Akzente_Styriarte 2009: Porgy and Bess
Niki hat den Blues
In Graz wurde eine Lehrstunde in unerwarteten Freuden präsentiert. Wer Nikolaus Harnoncourt bislang als bloßen Originalklang-Apostel abgetan hatte, erlebte eine Überraschung. Der EVOLVER-Klassikexperte verfolgte begeistert, wie der gerade erst achtzig gewordene Star-Dirigent mit Swing, Blues und Jazzklängen bezaubern konnte.
07.07.2009
Hören Sie sich einmal im Verwandten-, Freundes- oder Bekanntenkreis um, was den Leuten "Porgy and Bess" sagt. Wahrscheinlich werden Sie meistens die Antwort "Kenn´ ich nicht!" vernehmen - und selten, aber bestenfalls: "Das ist ein Musical von Gershwin."
Was ist "Porgy and Bess" nun wirklich? Das Stück ist ein hochkomplexes Musikwerk, das vordergründig vielleicht manchmal musicalhaft wirkt. In Wirklichkeit hat George Gershwin all sein Wissen und seine Erfahrungen in das Meisterwerk eingebracht. Nicht zuletzt auch die europäischen Einflüsse (inklusive ein Treffen mit Alban Berg) und seine jüdisch-amerikanische Herkunft führten dazu, daß Gershwin damit eines der größten Musikdramen der Musikgeschichte komponierte.
Nikolaus Harnoncourt, der vor kurzem erst seinen 80. Geburtstag feierte, machte sich selbst und dem Publikum mit der Styriarte-Produktion von "Porgy and Bess" das schönste Geburtstagsgeschenk. Mit dem genialen Chamber Orchestra of Europe und dem ausgezeichneten Arnold Schoenberg Chor konnte er genau die Großartigkeit von Gershwins Komposition herausarbeiten. Der amerikanische Komponist hielt sich nicht mit vordergründigem Musical-Geplänkel auf; vielmehr gibt´s eine Abfolge von Fugen, Fugati, gospelartigen Arien, beeindruckenden Ensembles - alle auf komplexeste Art komponiert. Ganz herausragend war übrigens Porgys "Little Stars" aus dem ersten Akt, wo die Modulationen fast an Claudio Monteverdi erinnern.
Der steirische Maestro präsentierte mit Chor, Orchester und einem superben Solistenensemble eine ganz besondere Sternstunde. Selten hört man in einer Opernvorführung alle Solisten so qualitativ homogen. In einer semikonzertanten Aufführung (in Kostümen) haben Vater und Sohn Harnoncourt es ohne szenischen Schnickschnack geschafft, dichteste Opernatmosphäre auf die Bühne zu bringen.

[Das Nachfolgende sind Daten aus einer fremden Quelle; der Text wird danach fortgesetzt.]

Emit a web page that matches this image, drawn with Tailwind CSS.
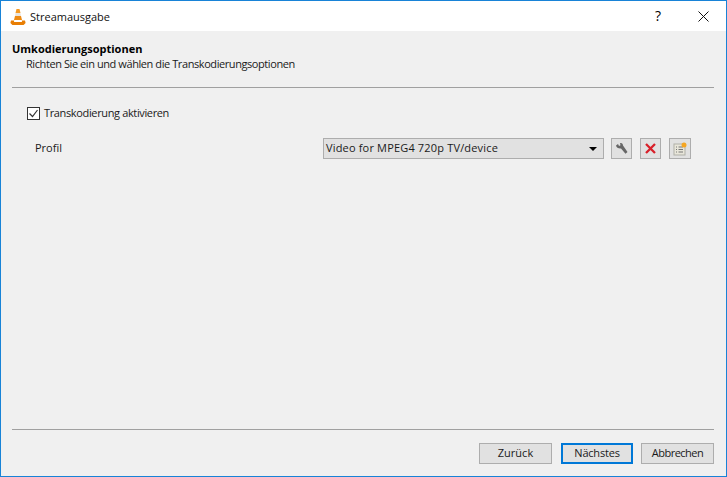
<!DOCTYPE html>
<html><head><script src="https://cdn.jsdelivr.net/npm/@tailwindcss/browser@4"></script></head>
<body class="bg-[#f0f0f0]">
<div class="w-[727px] h-[477px] flex flex-col border-x border-b border-[#1883d7] font-['Open_Sans',sans-serif] text-[11px] text-[#1a1a1a] overflow-hidden">
  <div class="h-[31px] shrink-0 bg-white flex items-center border-t border-[#1883d7]">
    <svg class="ml-[9px] w-[16px] h-[17px]" viewBox="0 0 16 17"><path d="M6.500 1h3l1 4h-5z" fill="#f59a23"/><path d="M5.600 5h4.800l.6 3H5z" fill="#e9e4dc"/><path d="M5 8h6l1 4H4z" fill="#ee8a12"/><path d="M1 12.500h3.200L4 14h8l-.2-1.500H15l.6 2.500-2 2H2.400L.4 15z" fill="#e87e04"/></svg>
    <span class="ml-[4px] text-[#111] leading-none">Streamausgabe</span>
    <span class="ml-auto mr-[37px] text-[14px] leading-none text-black">?</span>
    <svg class="mr-[17px] w-[11px] h-[11px]" viewBox="0 0 11 11"><path d="M.5.500l10 10M10.500.500l-10 10" stroke="#111" fill="none"/></svg>
  </div>
  <div class="flex-1 flex flex-col px-[11px]">
    <div class="pt-[11px] font-bold leading-[14px] text-black">Umkodierungsoptionen</div>
    <div class="pl-[14px] leading-[14px] mt-[1px] tracking-[-0.42px]">Richten Sie ein und wählen die Transkodierungsoptionen</div>
    <div class="mt-[16px] h-px bg-[#a0a0a0] mr-[1px]"></div>
    <label class="mt-[18px] ml-[15px] flex items-center gap-[4px] h-[14px]">
      <span class="w-[13px] h-[13px] bg-white border border-[#333] flex items-center justify-center"><svg class="w-[11px] h-[11px]" viewBox="0 0 11 11"><path d="M1.500 5.500l3 3 5-6.500" stroke="#333" stroke-width="1.200" fill="none"/></svg></span>
      <span class="tracking-[-0.36px]">Transkodierung aktivieren</span>
    </label>
    <div class="mt-[18px] flex items-center h-[21px]">
      <span class="ml-[23px] w-[288px]">Profil</span>
      <div class="w-[281px] h-[21px] bg-[#e1e1e1] border border-[#adadad] flex items-center pl-[2px] pr-[6px]"><span class="flex-1 tracking-[0.17px]">Video for MPEG4 720p TV/device</span><span class="w-0 h-0 border-x-[4px] border-t-[4px] border-x-transparent border-t-black"></span></div>
      <span class="ml-[7px] w-[21px] h-[21px] bg-[#e1e1e1] border border-[#adadad] flex items-center justify-center"><svg class="w-[13px] h-[13px]" viewBox="0 0 13 13"><path d="M1 3.500L3 2l1 2 1.500-.8L5 1.200C6.500.500 8 1.500 8 3.500l4.500 6.500-2 1.800L6 6.500C3.500 6.800 1.300 5.500 1 3.500z" fill="#666"/></svg></span>
      <span class="ml-[8px] w-[21px] h-[21px] bg-[#e1e1e1] border border-[#adadad] flex items-center justify-center"><svg class="w-[11px] h-[11px]" viewBox="0 0 11 11"><path d="M1 1l9 9M10 1l-9 9" stroke="#d8202a" stroke-width="2.300" fill="none"/></svg></span>
      <span class="ml-[8px] w-[22px] h-[21px] bg-[#e1e1e1] border border-[#adadad] flex items-center justify-center"><svg class="w-[14px] h-[14px]" viewBox="0 0 14 14"><rect x="1" y="2" width="11" height="11" fill="#e8e6da" stroke="#b0b0a8"/><path d="M3 5h1M3 7.500h1M3 10h1M5.500 5H10M5.500 7.500H10M5.500 10H10" stroke="#777"/><circle cx="11" cy="3" r="2.500" fill="#f5a623"/></svg></span>
    </div>
    <div class="mt-auto h-px bg-[#a0a0a0] mr-[1px]"></div>
    <div class="h-[46px] shrink-0 flex items-start justify-end pt-[13px] pr-[1px] gap-[8px]">
      <span class="mr-[1px] w-[73px] h-[21px] bg-[#e1e1e1] border border-[#adadad] flex items-center justify-center">Zurück</span>
      <span class="w-[72px] h-[21px] bg-[#e1e1e1] border-2 border-[#0078d7] flex items-center justify-center tracking-[-0.2px]">Nächstes</span>
      <span class="w-[73px] h-[21px] bg-[#e1e1e1] border border-[#adadad] flex items-center justify-center tracking-[-0.5px]">Abbrechen</span>
    </div>
  </div>
</div>
</body></html>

Die mehr als dreieinhalb Stunden vergingen einfach wie im Fluge, allein durch die Präsenz von Harnoncourts Interpretation. Der großartige Dirigent arbeitete alle Qualitäten der Komposition mit dem superben Orchester so heraus, daß niemand auf die Idee käme, das Gehörte als Musical zu bezeichnen. Wahrscheinlich hätte ihm auch niemand zugetraut, die verschiedenen Musikformen (ob Blues, Jazz oder Klezmer) so toll zu gestalten. Nur bei den zwei Sporting-Life-Nummern hätte man mehr "Frechheit" im Orchester erwartet; die vermißte man dann aber auch bei Sänger Michael Forest.
Harnoncourt verwendete eine Fassung ohne Striche; verwunderlich, warum dann nach der Einleitung "Jasbo Brown´s Blues" mit Chor und Orchester fehlte oder bei Bess´ Song "The Train is at the Station" einige Finaltakte ausgelassen wurden. Dafür war zu Beginn des dritten Aktes eine Schlagwerkimprovisation zu hören, die sehr an eine Klangschalen-Meditation erinnerte.
Aber das sind nur Beckmessereien, die nie das großartige Gesamtbild zerstören könnten. Man muß der Styriarte und Harnoncourt dankbar sein, daß sie so eine großartige Aufführung realisiert haben - zumal das Werk ja sonst fast nie gespielt wird. Damit hat sich Harnoncourt selbst ein akustisches Denkmal gesetzt; ein Glück, daß Sony Music einen Mitschnitt für die Nachwelt angefertigt hat.